There was a huge contingent of police at Concord Oval on Wednesday morning. Given Balmain supporters woke up to headlines about the foundation club being under threat, it was assumed the boys in blue were called in to stop angry fans from storming the fort. Turns out the Wests Tigers base was being used as training venue for the force as they trialled their critical incident response plans.
NOT SO SUPER
Scores of Newcastle players and officials remain out of pocket after the club failed to pay their superannuation entitlements. We've been told of an instance where a Novocastrian hasn't been paid his super for almost two years.
TO HELL WITH HULL
Former Tigers and Knights fullback Shannon McDonnell is taking legal action against Hull FC after being released with a year to run on his contract. The club exercised a clause in his contract that if a player is unable to train for 26 weeks it can cross them off. McDonnell was injured in the Challenge Cup semi-final last season but claims he is back training. The players' union in the UK is supporting his action and it seems the dispute is set to go to a tribunal very soon.
For the first time in history, as of this week all NRL clubs now have more than 7000 members.
The Sapphires, Canterbury's new cheerleaders, made their debut last week. The women have been given new corporate roles within the club after the change made headlines during the off season.
"The feedback has been pretty good so far," Canterbury chief executive Raelene Castle said.
"There was obviously a lot more controversy at the start than it probably warranted now that you can see where we've gotten to. It is really about showing respect for the girls and giving them a chance to be involved in the club at a significant level and be really respected along with the players."
Something altogether sensible happened in League Land during the week.
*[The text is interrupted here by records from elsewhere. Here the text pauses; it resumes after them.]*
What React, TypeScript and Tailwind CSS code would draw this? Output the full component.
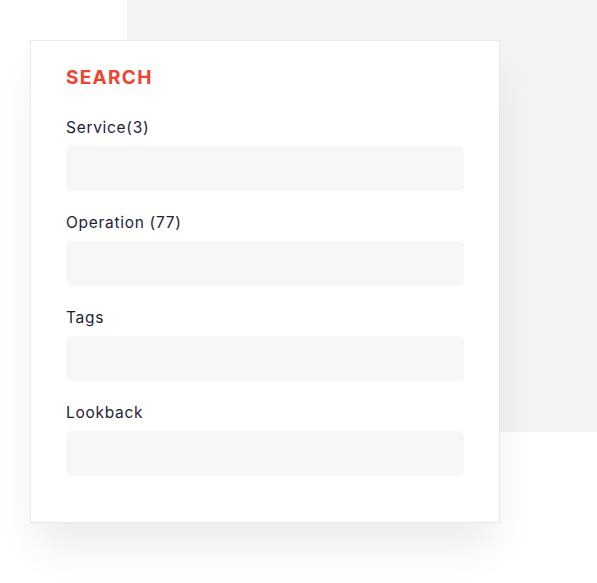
const fields = ['Service(3)', 'Operation (77)', 'Tags', 'Lookback'];

export default function App() {
  return (
    <div className="relative w-[597px] h-[583px] bg-white overflow-hidden" style={{ fontFamily: 'Inter, "Liberation Sans", sans-serif' }}>
      <div className="absolute left-[127px] top-0 w-[470px] h-[432px] bg-[#f3f3f3]" />
      <div className="absolute left-[30px] top-[40px] w-[470px] h-[483px] bg-white border border-[#e9e9e9] shadow-[0_28px_40px_-6px_rgba(0,0,0,0.08)] pt-[25px] px-[35px]">
        <h1 className="text-[19px] leading-[24px] font-bold text-[#ee4430] tracking-[1.3px]">SEARCH</h1>
        <div className="mt-[28px] flex flex-col gap-[22px]">
          {fields.map((f) => (
            <div key={f} className="flex flex-col gap-[8px]">
              <label className="text-[15.5px] leading-[20px] text-[#1d2236] tracking-[0.7px]">{f}</label>
              <div className="h-[45px] w-[398px] rounded-[5px] bg-[#f7f7f7]" />
            </div>
          ))}
        </div>
      </div>
    </div>
  );
}
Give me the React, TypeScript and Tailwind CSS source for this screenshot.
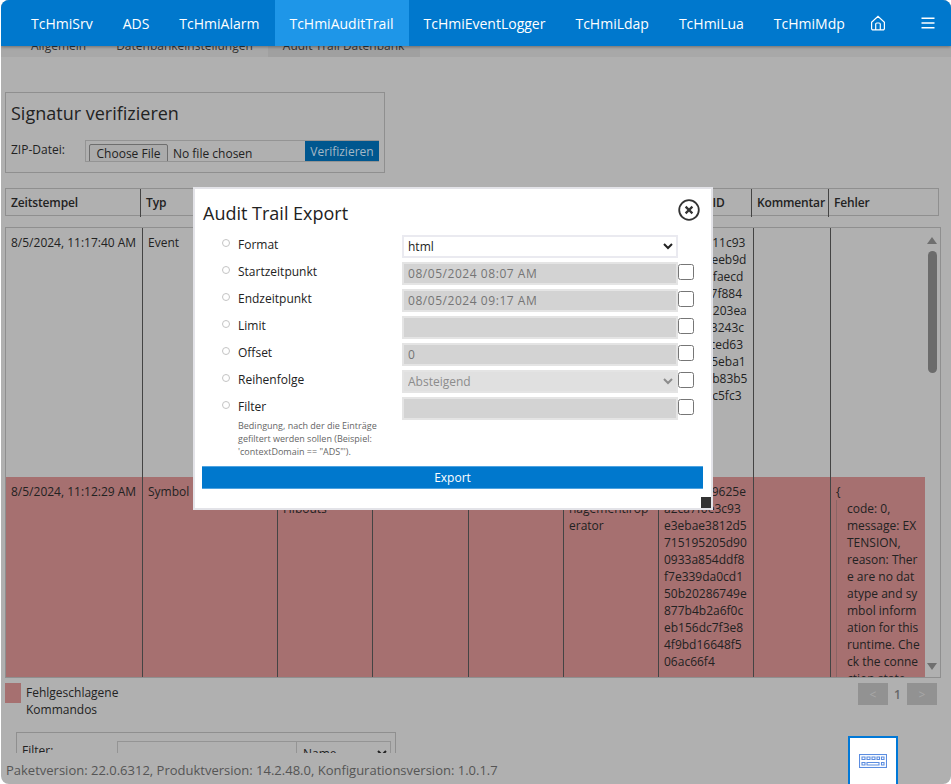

Roosters coach Trent Robinson and Jared Waerea-Hargreaves spoke openly and eloquently about the biggest talking point of their match against Parramatta, the coathanger from Darcy Lussick.
Strictly speaking, under the NRL's archaic rules regarding such matters, they could have been fined for broaching matters likely to come before the judiciary. Common sense prevailed and the tricolours weren't issued a breach notice.
It was refreshing to see players and coaches honestly talk about issues in the game without fear of reprisal. Well handled by all.
There will be a celebration of all things Western Suburbs when the club hosts its Magpie Heritage Night on April 4. Roy Masters, Tom Raudonikis, Les Boyd, Ray Brown and John Dorahy will be among the luminaries telling tall tales and true to celebrate their Heritage Round clash against Manly. To be a part of the Fibros v Silvertails event at Wests Ashfield Leagues Club call (02) 8752 2000.
With an eye on his career post football, Cronulla veteran John Morris is putting his masters of coaching to good use by switching to the clipboard once a week.
Morris, who completed the course at the University of Sydney last year, is lending a hand to Cronulla’s under-16 and under-18 junior representative teams as he makes his move into the coaching ranks.
“Noycey [chief executive Steve Noyce] is pretty keen to get players involved in the club who are passionate about extending their career beyond footy and coaching is what I want to get into,” Morris said. “I do a little bit with the junior reps, just one day a week and a bit of mentoring and help the junior coaches out.”
Morris, who is heading into his 14th and potentially last last season in the NRL, wants to coach long-term.
“It’s been really good and something I want to do down the track,” Morris said.